- Problem
Below you will find a set of lines. Repeat them all exactly.

- Data lines
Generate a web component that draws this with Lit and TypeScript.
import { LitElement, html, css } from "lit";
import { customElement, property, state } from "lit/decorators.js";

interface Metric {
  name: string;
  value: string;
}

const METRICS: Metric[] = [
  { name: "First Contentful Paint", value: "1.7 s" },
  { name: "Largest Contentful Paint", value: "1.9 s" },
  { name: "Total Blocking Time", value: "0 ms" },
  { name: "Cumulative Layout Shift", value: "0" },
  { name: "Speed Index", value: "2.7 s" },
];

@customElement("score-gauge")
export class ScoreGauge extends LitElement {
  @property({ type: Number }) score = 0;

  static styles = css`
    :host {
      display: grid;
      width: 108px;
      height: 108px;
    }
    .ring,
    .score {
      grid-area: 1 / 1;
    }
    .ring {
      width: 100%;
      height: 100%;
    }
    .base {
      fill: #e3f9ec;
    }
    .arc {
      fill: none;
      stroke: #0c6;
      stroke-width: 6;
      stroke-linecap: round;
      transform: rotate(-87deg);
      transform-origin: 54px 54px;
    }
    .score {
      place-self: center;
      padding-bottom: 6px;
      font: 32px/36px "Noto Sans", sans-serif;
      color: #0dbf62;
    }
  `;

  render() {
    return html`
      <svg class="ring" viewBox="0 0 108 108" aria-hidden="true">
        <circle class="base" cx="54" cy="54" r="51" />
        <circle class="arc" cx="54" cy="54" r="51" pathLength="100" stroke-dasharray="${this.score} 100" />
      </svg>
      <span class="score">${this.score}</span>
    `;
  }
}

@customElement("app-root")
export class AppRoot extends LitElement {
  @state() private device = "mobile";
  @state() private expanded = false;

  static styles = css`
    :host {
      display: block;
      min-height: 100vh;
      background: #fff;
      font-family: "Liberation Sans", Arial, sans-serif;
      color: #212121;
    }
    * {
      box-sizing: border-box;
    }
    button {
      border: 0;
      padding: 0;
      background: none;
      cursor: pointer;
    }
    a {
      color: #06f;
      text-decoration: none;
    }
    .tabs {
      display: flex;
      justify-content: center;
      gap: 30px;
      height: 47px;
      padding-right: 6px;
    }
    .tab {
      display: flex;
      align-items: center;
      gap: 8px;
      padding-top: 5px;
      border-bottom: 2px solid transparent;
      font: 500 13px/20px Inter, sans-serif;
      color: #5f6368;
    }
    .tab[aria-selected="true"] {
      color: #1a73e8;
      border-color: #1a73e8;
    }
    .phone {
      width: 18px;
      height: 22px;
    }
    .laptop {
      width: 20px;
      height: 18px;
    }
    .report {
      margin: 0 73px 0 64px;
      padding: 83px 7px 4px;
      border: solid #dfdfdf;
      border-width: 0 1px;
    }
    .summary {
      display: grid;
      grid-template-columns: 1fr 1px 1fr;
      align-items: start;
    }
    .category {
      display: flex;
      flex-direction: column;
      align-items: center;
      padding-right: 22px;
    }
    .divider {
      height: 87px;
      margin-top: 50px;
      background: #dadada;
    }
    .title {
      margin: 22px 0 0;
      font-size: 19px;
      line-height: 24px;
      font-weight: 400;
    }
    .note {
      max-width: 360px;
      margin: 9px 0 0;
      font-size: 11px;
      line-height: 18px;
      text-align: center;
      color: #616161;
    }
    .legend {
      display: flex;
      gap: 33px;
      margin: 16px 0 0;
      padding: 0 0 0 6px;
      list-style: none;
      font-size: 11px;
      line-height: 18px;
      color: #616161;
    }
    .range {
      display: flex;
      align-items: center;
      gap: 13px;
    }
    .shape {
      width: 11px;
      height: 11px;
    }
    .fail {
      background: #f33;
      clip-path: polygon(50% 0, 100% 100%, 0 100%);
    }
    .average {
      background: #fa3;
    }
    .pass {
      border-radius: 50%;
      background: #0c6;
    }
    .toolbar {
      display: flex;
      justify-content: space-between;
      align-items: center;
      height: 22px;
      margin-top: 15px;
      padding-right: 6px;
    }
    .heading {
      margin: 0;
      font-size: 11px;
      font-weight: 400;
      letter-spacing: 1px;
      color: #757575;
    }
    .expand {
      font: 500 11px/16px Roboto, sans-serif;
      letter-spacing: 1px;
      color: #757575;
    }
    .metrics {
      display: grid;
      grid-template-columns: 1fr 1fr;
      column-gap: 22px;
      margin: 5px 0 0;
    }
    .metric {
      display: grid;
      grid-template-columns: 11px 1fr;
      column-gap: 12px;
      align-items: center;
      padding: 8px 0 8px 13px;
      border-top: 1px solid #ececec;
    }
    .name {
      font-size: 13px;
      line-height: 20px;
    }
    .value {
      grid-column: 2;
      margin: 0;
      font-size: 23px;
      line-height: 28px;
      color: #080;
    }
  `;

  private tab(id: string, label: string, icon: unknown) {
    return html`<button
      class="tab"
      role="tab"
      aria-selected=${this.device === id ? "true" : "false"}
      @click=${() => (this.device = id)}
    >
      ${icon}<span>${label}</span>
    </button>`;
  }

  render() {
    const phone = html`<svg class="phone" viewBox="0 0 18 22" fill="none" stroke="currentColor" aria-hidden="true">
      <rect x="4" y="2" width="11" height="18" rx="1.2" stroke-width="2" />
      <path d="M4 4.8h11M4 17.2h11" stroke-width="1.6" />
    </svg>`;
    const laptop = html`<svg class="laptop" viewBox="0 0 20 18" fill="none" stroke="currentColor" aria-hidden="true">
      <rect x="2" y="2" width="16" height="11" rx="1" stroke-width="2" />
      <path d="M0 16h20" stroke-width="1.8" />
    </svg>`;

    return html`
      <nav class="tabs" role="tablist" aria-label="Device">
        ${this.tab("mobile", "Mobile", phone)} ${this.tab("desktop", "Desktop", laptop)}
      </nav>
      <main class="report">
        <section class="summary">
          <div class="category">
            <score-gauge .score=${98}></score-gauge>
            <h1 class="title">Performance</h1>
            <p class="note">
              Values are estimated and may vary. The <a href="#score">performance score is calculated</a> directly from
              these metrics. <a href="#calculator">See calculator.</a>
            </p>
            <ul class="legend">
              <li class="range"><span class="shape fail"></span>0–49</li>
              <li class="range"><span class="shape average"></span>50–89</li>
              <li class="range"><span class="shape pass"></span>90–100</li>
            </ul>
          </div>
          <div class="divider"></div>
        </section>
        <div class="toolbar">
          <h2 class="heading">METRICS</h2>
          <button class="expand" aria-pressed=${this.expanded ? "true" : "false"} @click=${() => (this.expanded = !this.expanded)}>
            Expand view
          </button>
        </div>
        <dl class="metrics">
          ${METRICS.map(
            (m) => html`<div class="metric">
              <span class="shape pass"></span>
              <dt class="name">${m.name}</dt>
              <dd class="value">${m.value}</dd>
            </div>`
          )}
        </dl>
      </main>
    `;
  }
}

- Complete response
Generate a web component that draws this with Lit and TypeScript.
import { LitElement, html, css } from "lit";
import { customElement, property, state } from "lit/decorators.js";

interface Metric {
  name: string;
  value: string;
}

const METRICS: Metric[] = [
  { name: "First Contentful Paint", value: "1.7 s" },
  { name: "Largest Contentful Paint", value: "1.9 s" },
  { name: "Total Blocking Time", value: "0 ms" },
  { name: "Cumulative Layout Shift", value: "0" },
  { name: "Speed Index", value: "2.7 s" },
];

@customElement("score-gauge")
export class ScoreGauge extends LitElement {
  @property({ type: Number }) score = 0;

  static styles = css`
    :host {
      display: grid;
      width: 108px;
      height: 108px;
    }
    .ring,
    .score {
      grid-area: 1 / 1;
    }
    .ring {
      width: 100%;
      height: 100%;
    }
    .base {
      fill: #e3f9ec;
    }
    .arc {
      fill: none;
      stroke: #0c6;
      stroke-width: 6;
      stroke-linecap: round;
      transform: rotate(-87deg);
      transform-origin: 54px 54px;
    }
    .score {
      place-self: center;
      padding-bottom: 6px;
      font: 32px/36px "Noto Sans", sans-serif;
      color: #0dbf62;
    }
  `;

  render() {
    return html`
      <svg class="ring" viewBox="0 0 108 108" aria-hidden="true">
        <circle class="base" cx="54" cy="54" r="51" />
        <circle class="arc" cx="54" cy="54" r="51" pathLength="100" stroke-dasharray="${this.score} 100" />
      </svg>
      <span class="score">${this.score}</span>
    `;
  }
}

@customElement("app-root")
export class AppRoot extends LitElement {
  @state() private device = "mobile";
  @state() private expanded = false;

  static styles = css`
    :host {
      display: block;
      min-height: 100vh;
      background: #fff;
      font-family: "Liberation Sans", Arial, sans-serif;
      color: #212121;
    }
    * {
      box-sizing: border-box;
    }
    button {
      border: 0;
      padding: 0;
      background: none;
      cursor: pointer;
    }
    a {
      color: #06f;
      text-decoration: none;
    }
    .tabs {
      display: flex;
      justify-content: center;
      gap: 30px;
      height: 47px;
      padding-right: 6px;
    }
    .tab {
      display: flex;
      align-items: center;
      gap: 8px;
      padding-top: 5px;
      border-bottom: 2px solid transparent;
      font: 500 13px/20px Inter, sans-serif;
      color: #5f6368;
    }
    .tab[aria-selected="true"] {
      color: #1a73e8;
      border-color: #1a73e8;
    }
    .phone {
      width: 18px;
      height: 22px;
    }
    .laptop {
      width: 20px;
      height: 18px;
    }
    .report {
      margin: 0 73px 0 64px;
      padding: 83px 7px 4px;
      border: solid #dfdfdf;
      border-width: 0 1px;
    }
    .summary {
      display: grid;
      grid-template-columns: 1fr 1px 1fr;
      align-items: start;
    }
    .category {
      display: flex;
      flex-direction: column;
      align-items: center;
      padding-right: 22px;
    }
    .divider {
      height: 87px;
      margin-top: 50px;
      background: #dadada;
    }
    .title {
      margin: 22px 0 0;
      font-size: 19px;
      line-height: 24px;
      font-weight: 400;
    }
    .note {
      max-width: 360px;
      margin: 9px 0 0;
      font-size: 11px;
      line-height: 18px;
      text-align: center;
      color: #616161;
    }
    .legend {
      display: flex;
      gap: 33px;
      margin: 16px 0 0;
      padding: 0 0 0 6px;
      list-style: none;
      font-size: 11px;
      line-height: 18px;
      color: #616161;
    }
    .range {
      display: flex;
      align-items: center;
      gap: 13px;
    }
    .shape {
      width: 11px;
      height: 11px;
    }
    .fail {
      background: #f33;
      clip-path: polygon(50% 0, 100% 100%, 0 100%);
    }
    .average {
      background: #fa3;
    }
    .pass {
      border-radius: 50%;
      background: #0c6;
    }
    .toolbar {
      display: flex;
      justify-content: space-between;
      align-items: center;
      height: 22px;
      margin-top: 15px;
      padding-right: 6px;
    }
    .heading {
      margin: 0;
      font-size: 11px;
      font-weight: 400;
      letter-spacing: 1px;
      color: #757575;
    }
    .expand {
      font: 500 11px/16px Roboto, sans-serif;
      letter-spacing: 1px;
      color: #757575;
    }
    .metrics {
      display: grid;
      grid-template-columns: 1fr 1fr;
      column-gap: 22px;
      margin: 5px 0 0;
    }
    .metric {
      display: grid;
      grid-template-columns: 11px 1fr;
      column-gap: 12px;
      align-items: center;
      padding: 8px 0 8px 13px;
      border-top: 1px solid #ececec;
    }
    .name {
      font-size: 13px;
      line-height: 20px;
    }
    .value {
      grid-column: 2;
      margin: 0;
      font-size: 23px;
      line-height: 28px;
      color: #080;
    }
  `;

  private tab(id: string, label: string, icon: unknown) {
    return html`<button
      class="tab"
      role="tab"
      aria-selected=${this.device === id ? "true" : "false"}
      @click=${() => (this.device = id)}
    >
      ${icon}<span>${label}</span>
    </button>`;
  }

  render() {
    const phone = html`<svg class="phone" viewBox="0 0 18 22" fill="none" stroke="currentColor" aria-hidden="true">
      <rect x="4" y="2" width="11" height="18" rx="1.2" stroke-width="2" />
      <path d="M4 4.8h11M4 17.2h11" stroke-width="1.6" />
    </svg>`;
    const laptop = html`<svg class="laptop" viewBox="0 0 20 18" fill="none" stroke="currentColor" aria-hidden="true">
      <rect x="2" y="2" width="16" height="11" rx="1" stroke-width="2" />
      <path d="M0 16h20" stroke-width="1.8" />
    </svg>`;

    return html`
      <nav class="tabs" role="tablist" aria-label="Device">
        ${this.tab("mobile", "Mobile", phone)} ${this.tab("desktop", "Desktop", laptop)}
      </nav>
      <main class="report">
        <section class="summary">
          <div class="category">
            <score-gauge .score=${98}></score-gauge>
            <h1 class="title">Performance</h1>
            <p class="note">
              Values are estimated and may vary. The <a href="#score">performance score is calculated</a> directly from
              these metrics. <a href="#calculator">See calculator.</a>
            </p>
            <ul class="legend">
              <li class="range"><span class="shape fail"></span>0–49</li>
              <li class="range"><span class="shape average"></span>50–89</li>
              <li class="range"><span class="shape pass"></span>90–100</li>
            </ul>
          </div>
          <div class="divider"></div>
        </section>
        <div class="toolbar">
          <h2 class="heading">METRICS</h2>
          <button class="expand" aria-pressed=${this.expanded ? "true" : "false"} @click=${() => (this.expanded = !this.expanded)}>
            Expand view
          </button>
        </div>
        <dl class="metrics">
          ${METRICS.map(
            (m) => html`<div class="metric">
              <span class="shape pass"></span>
              <dt class="name">${m.name}</dt>
              <dd class="value">${m.value}</dd>
            </div>`
          )}
        </dl>
      </main>
    `;
  }
}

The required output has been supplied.